To make things worse, the
Bush-Cheney '04 Campaign was about to rev up, with major fundraisers
scheduled for mid-June. Given this context, "no sane person" (to borrow
Patrick Fitzgerald's phrase from his closing argument in the Libby
case) could possibly believe that anyone in the Bush administration was
not involved in the smears, selective declassifications, ongoing
deceit, and cover-up that spun out of control in the spring and summer
of 2003. Indeed, we know that at least one key re-election campaign
committee member,
lobbyist Ken Duberstein, was involved as well, acting
as an intermediary between reporter Robert Novak and former Deputy
Secretary of State Richard Armitage.
No criminal
investigation, and certainly no criminal trial, is ever going to
illuminate these White House machinations.
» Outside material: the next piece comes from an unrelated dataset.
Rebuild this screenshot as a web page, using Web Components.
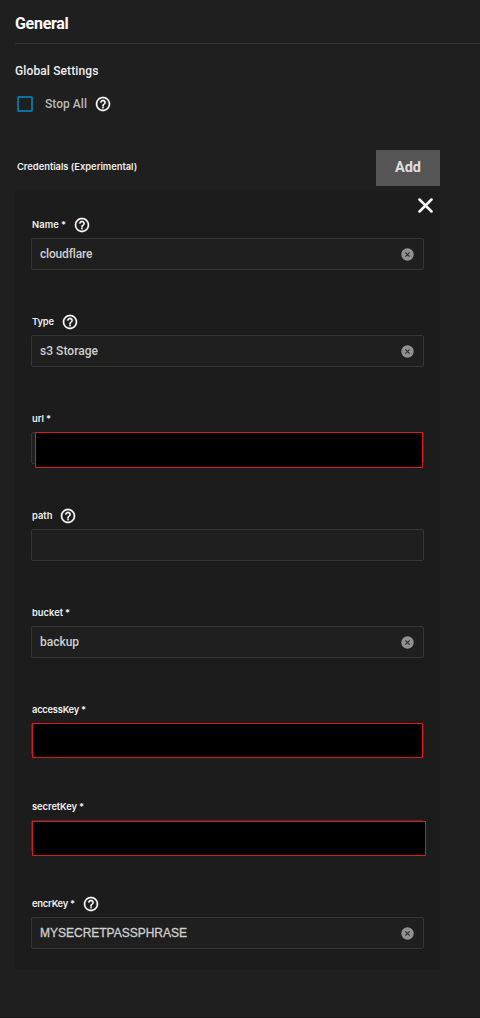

In addition, as significant
as the criminal issues that arise from the circumstances of the CIA
leak may be -- and they are significant -- whether any members of the
administration violated any federal statutes in conducting their attack
on Joseph Wilson and Valerie Plame has never been the most important
issue raised by this whole tawdry affair.
The paramount issue
is one of abuse of power by our highest executive branch officials and
their stable of White House staffers, lobbyists, Republican operatives
and other surrogates. The criminal justice system was never intended by
the framers of the Constitution to be the sole, or even primary, means
of investigating and redressing what the late Congresswoman from Texas
Barbara Jordan described during the Watergate investigations as "the
misconduct of public men." On the contrary, it is Congress that is both
entitled and obligated to oversee the conduct of the Executive Branch.
So
yes, the trial of Scooter Libby has raised as many questions as it has
answered, but we need not wait for the President and Vice President to
answer them; nor should we wait for the outcome of any further criminal
investigation. What is needed is a full-scale congressional hearing by
the House Oversight Committee on Government Reform. Representative
Henry Waxman (D. Ca.), the chair of the committee, has subpoena power
and can subpoena telephone records, meeting notes, daily calendars,
memos, and a host of key players whose testimony was not legally
relevant in the Libby trial, but who obviously have intimate knowledge
of the entire CIA leak case and cover-up. These figures would include
Karl Rove, Richard Armitage, lobbyist Ken Duberstein, Colin Powell and
Stephen Hadley among others. Finally, unlike the prosecutor in a grand
jury investigation, Waxman can hold hearings that are public -- in Room
2154 Rayburn Office Building, Washington, D.C. So the misconduct of
these public men and women, our highest elected and appointed officials
in the Executive Branch, can finally be judged by a much larger jury of
their peers, the people of the United States.